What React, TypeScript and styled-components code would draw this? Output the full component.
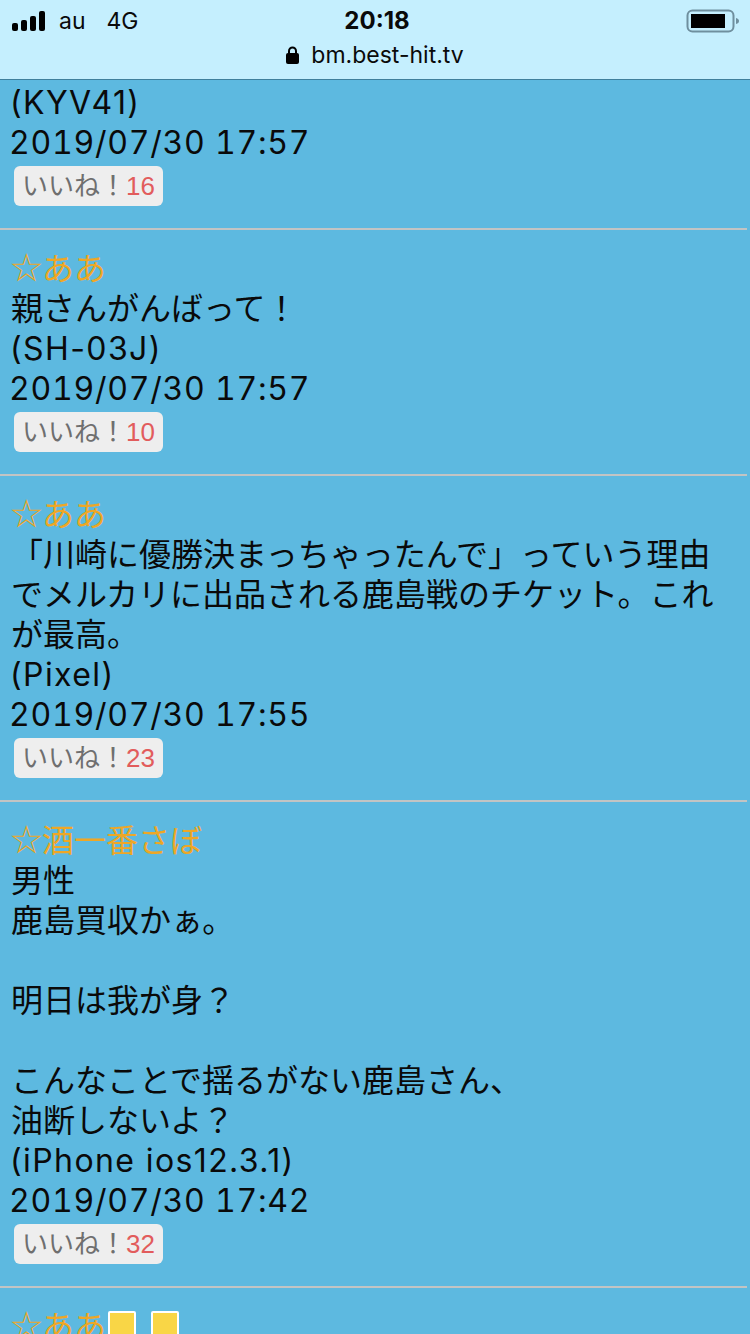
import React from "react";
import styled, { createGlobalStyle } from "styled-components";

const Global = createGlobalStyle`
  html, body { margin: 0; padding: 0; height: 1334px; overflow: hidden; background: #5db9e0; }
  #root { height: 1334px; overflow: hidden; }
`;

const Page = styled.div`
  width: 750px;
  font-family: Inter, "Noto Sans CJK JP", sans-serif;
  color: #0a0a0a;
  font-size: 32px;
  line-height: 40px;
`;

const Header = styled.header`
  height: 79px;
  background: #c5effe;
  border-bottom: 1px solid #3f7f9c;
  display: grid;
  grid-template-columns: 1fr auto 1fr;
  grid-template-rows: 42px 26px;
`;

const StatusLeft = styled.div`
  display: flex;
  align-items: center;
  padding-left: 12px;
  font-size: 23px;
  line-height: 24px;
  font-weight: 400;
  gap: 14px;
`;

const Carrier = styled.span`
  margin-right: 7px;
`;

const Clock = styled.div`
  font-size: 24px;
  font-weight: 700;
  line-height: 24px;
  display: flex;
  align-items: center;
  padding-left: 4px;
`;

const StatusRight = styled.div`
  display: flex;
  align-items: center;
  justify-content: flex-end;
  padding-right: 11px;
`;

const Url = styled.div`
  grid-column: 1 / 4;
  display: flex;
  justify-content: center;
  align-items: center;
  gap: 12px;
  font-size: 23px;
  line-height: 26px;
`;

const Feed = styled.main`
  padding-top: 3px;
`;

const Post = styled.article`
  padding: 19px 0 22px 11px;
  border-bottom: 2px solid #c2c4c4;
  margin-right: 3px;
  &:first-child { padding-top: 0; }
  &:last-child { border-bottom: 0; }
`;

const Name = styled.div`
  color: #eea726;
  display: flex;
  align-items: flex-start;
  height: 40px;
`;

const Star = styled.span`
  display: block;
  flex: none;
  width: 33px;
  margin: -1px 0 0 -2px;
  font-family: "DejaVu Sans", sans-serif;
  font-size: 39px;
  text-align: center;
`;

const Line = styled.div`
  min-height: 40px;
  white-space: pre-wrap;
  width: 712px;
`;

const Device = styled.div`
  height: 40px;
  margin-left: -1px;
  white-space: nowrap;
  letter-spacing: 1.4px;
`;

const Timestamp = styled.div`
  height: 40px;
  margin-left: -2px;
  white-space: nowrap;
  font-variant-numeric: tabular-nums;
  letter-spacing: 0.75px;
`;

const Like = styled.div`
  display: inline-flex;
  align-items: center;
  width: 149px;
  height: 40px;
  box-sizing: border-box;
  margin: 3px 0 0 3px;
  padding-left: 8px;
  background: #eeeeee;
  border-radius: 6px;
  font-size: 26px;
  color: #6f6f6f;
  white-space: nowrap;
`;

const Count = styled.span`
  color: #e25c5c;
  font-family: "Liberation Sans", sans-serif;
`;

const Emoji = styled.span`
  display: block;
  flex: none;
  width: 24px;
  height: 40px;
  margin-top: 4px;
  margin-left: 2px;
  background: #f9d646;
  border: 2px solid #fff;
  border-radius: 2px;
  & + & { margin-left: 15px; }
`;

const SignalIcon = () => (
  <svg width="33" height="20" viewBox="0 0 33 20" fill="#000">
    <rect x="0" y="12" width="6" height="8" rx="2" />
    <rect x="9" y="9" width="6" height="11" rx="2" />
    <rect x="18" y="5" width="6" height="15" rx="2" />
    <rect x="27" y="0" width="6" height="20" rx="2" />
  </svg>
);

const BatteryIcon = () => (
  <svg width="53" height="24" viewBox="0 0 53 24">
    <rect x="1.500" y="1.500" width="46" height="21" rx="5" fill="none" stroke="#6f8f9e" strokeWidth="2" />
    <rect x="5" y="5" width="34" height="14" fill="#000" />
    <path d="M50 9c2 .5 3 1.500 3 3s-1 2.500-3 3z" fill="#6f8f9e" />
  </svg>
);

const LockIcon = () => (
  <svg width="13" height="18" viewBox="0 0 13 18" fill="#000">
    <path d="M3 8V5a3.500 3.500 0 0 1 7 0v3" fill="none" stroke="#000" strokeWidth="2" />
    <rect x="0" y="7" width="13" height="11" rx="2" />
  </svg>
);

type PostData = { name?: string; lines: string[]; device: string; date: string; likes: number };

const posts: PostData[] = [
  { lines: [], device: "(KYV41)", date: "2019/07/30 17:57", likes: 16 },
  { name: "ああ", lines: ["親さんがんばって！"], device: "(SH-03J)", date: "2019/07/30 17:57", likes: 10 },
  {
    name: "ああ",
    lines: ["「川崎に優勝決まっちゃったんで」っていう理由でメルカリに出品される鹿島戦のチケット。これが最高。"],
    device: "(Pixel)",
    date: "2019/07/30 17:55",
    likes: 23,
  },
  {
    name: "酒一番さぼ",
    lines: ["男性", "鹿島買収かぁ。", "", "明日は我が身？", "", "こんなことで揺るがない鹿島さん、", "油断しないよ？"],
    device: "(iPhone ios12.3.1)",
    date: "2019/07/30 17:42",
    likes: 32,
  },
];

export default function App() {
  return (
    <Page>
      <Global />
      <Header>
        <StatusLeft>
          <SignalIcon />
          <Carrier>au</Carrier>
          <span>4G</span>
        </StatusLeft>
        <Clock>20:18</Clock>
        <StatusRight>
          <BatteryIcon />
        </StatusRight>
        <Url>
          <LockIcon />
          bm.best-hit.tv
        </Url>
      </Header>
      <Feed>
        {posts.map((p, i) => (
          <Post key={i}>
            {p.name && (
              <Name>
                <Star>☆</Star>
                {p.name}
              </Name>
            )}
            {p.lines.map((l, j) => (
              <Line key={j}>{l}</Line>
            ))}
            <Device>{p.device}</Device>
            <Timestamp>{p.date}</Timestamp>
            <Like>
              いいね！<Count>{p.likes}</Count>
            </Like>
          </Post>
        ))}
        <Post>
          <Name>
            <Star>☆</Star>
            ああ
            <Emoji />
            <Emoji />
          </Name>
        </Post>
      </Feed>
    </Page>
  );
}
* * * * * * *
**INSTRUCTIONS TO FOLLOW**
Every line of the data above should be quoted exactly. Omit the pictures.

**TASK SOLUTION**
What React, TypeScript and styled-components code would draw this? Output the full component.
import React from "react";
import styled, { createGlobalStyle } from "styled-components";

const Global = createGlobalStyle`
  html, body { margin: 0; padding: 0; height: 1334px; overflow: hidden; background: #5db9e0; }
  #root { height: 1334px; overflow: hidden; }
`;

const Page = styled.div`
  width: 750px;
  font-family: Inter, "Noto Sans CJK JP", sans-serif;
  color: #0a0a0a;
  font-size: 32px;
  line-height: 40px;
`;

const Header = styled.header`
  height: 79px;
  background: #c5effe;
  border-bottom: 1px solid #3f7f9c;
  display: grid;
  grid-template-columns: 1fr auto 1fr;
  grid-template-rows: 42px 26px;
`;

const StatusLeft = styled.div`
  display: flex;
  align-items: center;
  padding-left: 12px;
  font-size: 23px;
  line-height: 24px;
  font-weight: 400;
  gap: 14px;
`;

const Carrier = styled.span`
  margin-right: 7px;
`;

const Clock = styled.div`
  font-size: 24px;
  font-weight: 700;
  line-height: 24px;
  display: flex;
  align-items: center;
  padding-left: 4px;
`;

const StatusRight = styled.div`
  display: flex;
  align-items: center;
  justify-content: flex-end;
  padding-right: 11px;
`;

const Url = styled.div`
  grid-column: 1 / 4;
  display: flex;
  justify-content: center;
  align-items: center;
  gap: 12px;
  font-size: 23px;
  line-height: 26px;
`;

const Feed = styled.main`
  padding-top: 3px;
`;

const Post = styled.article`
  padding: 19px 0 22px 11px;
  border-bottom: 2px solid #c2c4c4;
  margin-right: 3px;
  &:first-child { padding-top: 0; }
  &:last-child { border-bottom: 0; }
`;

const Name = styled.div`
  color: #eea726;
  display: flex;
  align-items: flex-start;
  height: 40px;
`;

const Star = styled.span`
  display: block;
  flex: none;
  width: 33px;
  margin: -1px 0 0 -2px;
  font-family: "DejaVu Sans", sans-serif;
  font-size: 39px;
  text-align: center;
`;

const Line = styled.div`
  min-height: 40px;
  white-space: pre-wrap;
  width: 712px;
`;

const Device = styled.div`
  height: 40px;
  margin-left: -1px;
  white-space: nowrap;
  letter-spacing: 1.4px;
`;

const Timestamp = styled.div`
  height: 40px;
  margin-left: -2px;
  white-space: nowrap;
  font-variant-numeric: tabular-nums;
  letter-spacing: 0.75px;
`;

const Like = styled.div`
  display: inline-flex;
  align-items: center;
  width: 149px;
  height: 40px;
  box-sizing: border-box;
  margin: 3px 0 0 3px;
  padding-left: 8px;
  background: #eeeeee;
  border-radius: 6px;
  font-size: 26px;
  color: #6f6f6f;
  white-space: nowrap;
`;

const Count = styled.span`
  color: #e25c5c;
  font-family: "Liberation Sans", sans-serif;
`;

const Emoji = styled.span`
  display: block;
  flex: none;
  width: 24px;
  height: 40px;
  margin-top: 4px;
  margin-left: 2px;
  background: #f9d646;
  border: 2px solid #fff;
  border-radius: 2px;
  & + & { margin-left: 15px; }
`;

const SignalIcon = () => (
  <svg width="33" height="20" viewBox="0 0 33 20" fill="#000">
    <rect x="0" y="12" width="6" height="8" rx="2" />
    <rect x="9" y="9" width="6" height="11" rx="2" />
    <rect x="18" y="5" width="6" height="15" rx="2" />
    <rect x="27" y="0" width="6" height="20" rx="2" />
  </svg>
);

const BatteryIcon = () => (
  <svg width="53" height="24" viewBox="0 0 53 24">
    <rect x="1.500" y="1.500" width="46" height="21" rx="5" fill="none" stroke="#6f8f9e" strokeWidth="2" />
    <rect x="5" y="5" width="34" height="14" fill="#000" />
    <path d="M50 9c2 .5 3 1.500 3 3s-1 2.500-3 3z" fill="#6f8f9e" />
  </svg>
);

const LockIcon = () => (
  <svg width="13" height="18" viewBox="0 0 13 18" fill="#000">
    <path d="M3 8V5a3.500 3.500 0 0 1 7 0v3" fill="none" stroke="#000" strokeWidth="2" />
    <rect x="0" y="7" width="13" height="11" rx="2" />
  </svg>
);

type PostData = { name?: string; lines: string[]; device: string; date: string; likes: number };

const posts: PostData[] = [
  { lines: [], device: "(KYV41)", date: "2019/07/30 17:57", likes: 16 },
  { name: "ああ", lines: ["親さんがんばって！"], device: "(SH-03J)", date: "2019/07/30 17:57", likes: 10 },
  {
    name: "ああ",
    lines: ["「川崎に優勝決まっちゃったんで」っていう理由でメルカリに出品される鹿島戦のチケット。これが最高。"],
    device: "(Pixel)",
    date: "2019/07/30 17:55",
    likes: 23,
  },
  {
    name: "酒一番さぼ",
    lines: ["男性", "鹿島買収かぁ。", "", "明日は我が身？", "", "こんなことで揺るがない鹿島さん、", "油断しないよ？"],
    device: "(iPhone ios12.3.1)",
    date: "2019/07/30 17:42",
    likes: 32,
  },
];

export default function App() {
  return (
    <Page>
      <Global />
      <Header>
        <StatusLeft>
          <SignalIcon />
          <Carrier>au</Carrier>
          <span>4G</span>
        </StatusLeft>
        <Clock>20:18</Clock>
        <StatusRight>
          <BatteryIcon />
        </StatusRight>
        <Url>
          <LockIcon />
          bm.best-hit.tv
        </Url>
      </Header>
      <Feed>
        {posts.map((p, i) => (
          <Post key={i}>
            {p.name && (
              <Name>
                <Star>☆</Star>
                {p.name}
              </Name>
            )}
            {p.lines.map((l, j) => (
              <Line key={j}>{l}</Line>
            ))}
            <Device>{p.device}</Device>
            <Timestamp>{p.date}</Timestamp>
            <Like>
              いいね！<Count>{p.likes}</Count>
            </Like>
          </Post>
        ))}
        <Post>
          <Name>
            <Star>☆</Star>
            ああ
            <Emoji />
            <Emoji />
          </Name>
        </Post>
      </Feed>
    </Page>
  );
}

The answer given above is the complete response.